As anyone who has ever rolled up their sleeve for a shot at the doctor knows, vaccines are just about the best way to stop the spread of infectious disease. Which is exactly why creating a vaccine that protects us from bird flu is of such high importance to researchers.
Right now, scientists are testing experimental vaccines against H5N1, the type of avian flu virus that is making birds and some people sick. Some early results have been promising, and researchers are hoping to come up with a vaccine that will work soon.
In the meantime, global health officials are crossing their fingers that the H5N1 virus doesn't mutate into a form that people can easily catch from one another. Because once that happens, a pandemic — which is basically a worldwide infectious disease outbreak — will likely occur.
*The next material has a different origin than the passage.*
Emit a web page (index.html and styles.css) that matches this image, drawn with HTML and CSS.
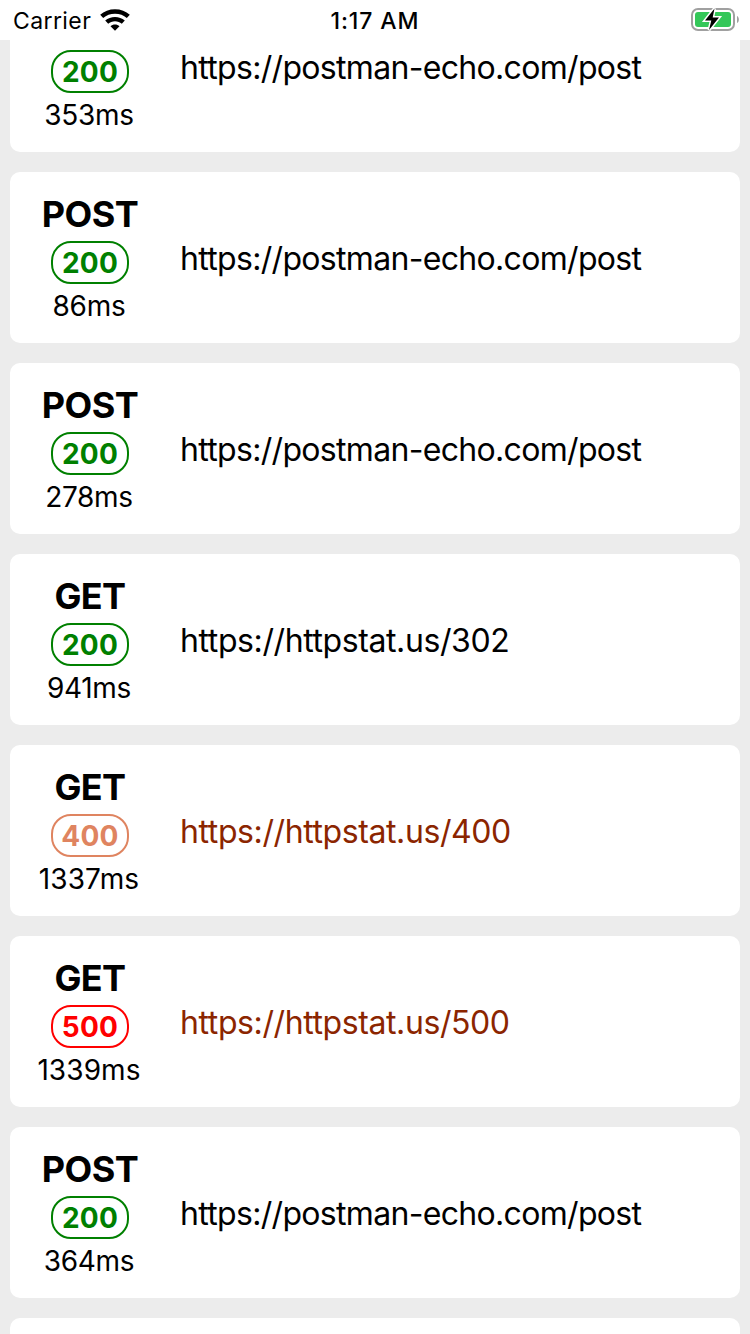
FILE: index.html
```html
<!DOCTYPE html>
<html lang="en">
<head>
<meta charset="utf-8">
<title>Requests</title>
<link rel="stylesheet" href="styles.css">
</head>
<body>
<header class="status-bar">
  <div class="carrier"><span class="carrier-name">Carrier</span>
    <svg class="wifi" width="30" height="22" viewBox="0 0 30 22">
      <path d="M15 .2C9.300 .2 4 2.200 .2 5.800L3.200 8.900C6.300 6.200 10.400 4.700 15 4.700S23.700 6.200 26.800 8.900L29.800 5.800C26 2.200 20.700 .2 15 .2Z"/>
      <path d="M15 7.900C11.300 7.900 7.900 9.200 5.200 11.600L8.200 14.700C10 13.200 12.400 12.300 15 12.300S20 13.200 21.800 14.700L24.800 11.600C22.100 9.200 18.700 7.900 15 7.900Z"/>
      <path d="M15 15.500C13.300 15.500 11.700 16.100 10.500 17.200L15 21.800L19.500 17.200C18.300 16.100 16.700 15.500 15 15.500Z"/>
    </svg>
  </div>
  <div class="clock">1:17 AM</div>
  <svg class="battery" width="50" height="26" viewBox="0 0 50 26">
    <rect class="battery-shell" x="2" y="2" width="42" height="21" rx="6"/>
    <rect class="battery-fill" x="5" y="5" width="36" height="15" rx="3"/>
    <path class="battery-cap" d="M47 9C49.500 10 49.500 15 47 16Z"/>
    <path class="battery-bolt" d="M24.500 1.500L15 13.500H21.300L19 23L29 10.500H22.700Z"/>
  </svg>
</header>
<main class="list">
  <article class="card"><div class="meta"><div class="method"></div><div class="code">200</div><div class="time">353ms</div></div><div class="url">https://postman-echo.com/post</div></article>
  <article class="card"><div class="meta"><div class="method">POST</div><div class="code">200</div><div class="time">86ms</div></div><div class="url">https://postman-echo.com/post</div></article>
  <article class="card"><div class="meta"><div class="method">POST</div><div class="code">200</div><div class="time">278ms</div></div><div class="url">https://postman-echo.com/post</div></article>
  <article class="card"><div class="meta"><div class="method">GET</div><div class="code">200</div><div class="time">941ms</div></div><div class="url short">https://httpstat.us/302</div></article>
  <article class="card client-error"><div class="meta"><div class="method">GET</div><div class="code">400</div><div class="time long">1337ms</div></div><div class="url short">https://httpstat.us/400</div></article>
  <article class="card server-error"><div class="meta"><div class="method">GET</div><div class="code">500</div><div class="time long">1339ms</div></div><div class="url short">https://httpstat.us/500</div></article>
  <article class="card"><div class="meta"><div class="method">POST</div><div class="code">200</div><div class="time">364ms</div></div><div class="url">https://postman-echo.com/post</div></article>
  <article class="card"></article>
</main>
</body>
</html>
```
FILE: styles.css
```css
* { box-sizing: border-box; }
body { margin: 0; height: 1334px; overflow: hidden; display: flex; flex-direction: column; background: #ececec; color: #000; font-family: Inter, "Liberation Sans", sans-serif; }
.status-bar { height: 40px; flex: none; display: grid; grid-template-columns: 1fr auto 1fr; align-items: center; background: #fff; padding: 0 10px 0 13px; }
.carrier { display: flex; align-items: center; gap: 9px; font-size: 23px; letter-spacing: 0.4px; }
.carrier-name { padding-top: 1px; }
.clock { font-size: 23px; font-weight: 550; letter-spacing: 0.9px; padding: 1px 3px 0 0; }
.battery { justify-self: end; }
.battery-shell { fill: #fff; stroke: #a0a0a0; stroke-width: 2; }
.battery-fill { fill: #34c759; }
.battery-cap { fill: #a0a0a0; }
.battery-bolt { fill: #000; stroke: #fff; stroke-width: 3; paint-order: stroke; }
.list { flex: 1; min-height: 0; overflow: hidden; display: flex; flex-direction: column; gap: 20px; padding: 0 10px; }
.card { flex: none; height: 171px; display: flex; align-items: center; background: #fff; border-radius: 10px; }
.card:first-child { margin-top: -59px; }
.meta { width: 160px; display: flex; flex-direction: column; align-items: center; }
.method { height: 43px; font-size: 36px; line-height: 43px; font-weight: 700; letter-spacing: -0.6px; }
.code { width: 78px; height: 43px; margin: 5px 0 6px; border: 2px solid #008000; border-radius: 20px; color: #008000; font-size: 28px; line-height: 40px; font-weight: 700; letter-spacing: 0.2px; text-align: center; }
.time { height: 33px; font-size: 28px; line-height: 33px; letter-spacing: -0.3px; padding-right: 2px; }
.time.long { letter-spacing: 0.1px; }
.url { font-size: 32px; line-height: 38px; letter-spacing: -0.68px; padding-top: 2px; margin-left: 10px; }
.url.short { letter-spacing: -0.4px; }
.client-error .url, .server-error .url { color: #8b2500; }
.client-error .code { color: #df8460; border-color: #df8460; }
.server-error .code { color: #f00; border-color: #f00; }
```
So if there is a pandemic, all we need to do is start handing out that vaccine researchers have been working on, right? Not necessarily. Chances are, the experimental bird flu vaccines now in development will offer limited protection in the event of a pandemic. The change in the mutated virus' "ingredients" will be too great, and it won't look like the H5N1 currently being tested, so another vaccine would have to be developed.
Here is some more food for thought: Even if researchers do come up with the right type of vaccine, it will probably be in short supply, since it takes so long to produce it.
The bottom line is that in the first months of a pandemic, we are going to have to use other measures to lessen our risk of getting sick, including washing our hands often, covering our noses and mouths when we cough or sneeze, and avoiding close contact with people who are sick. In the end, the same things that keep us well every day may be the very things that keep us healthy during a flu pandemic.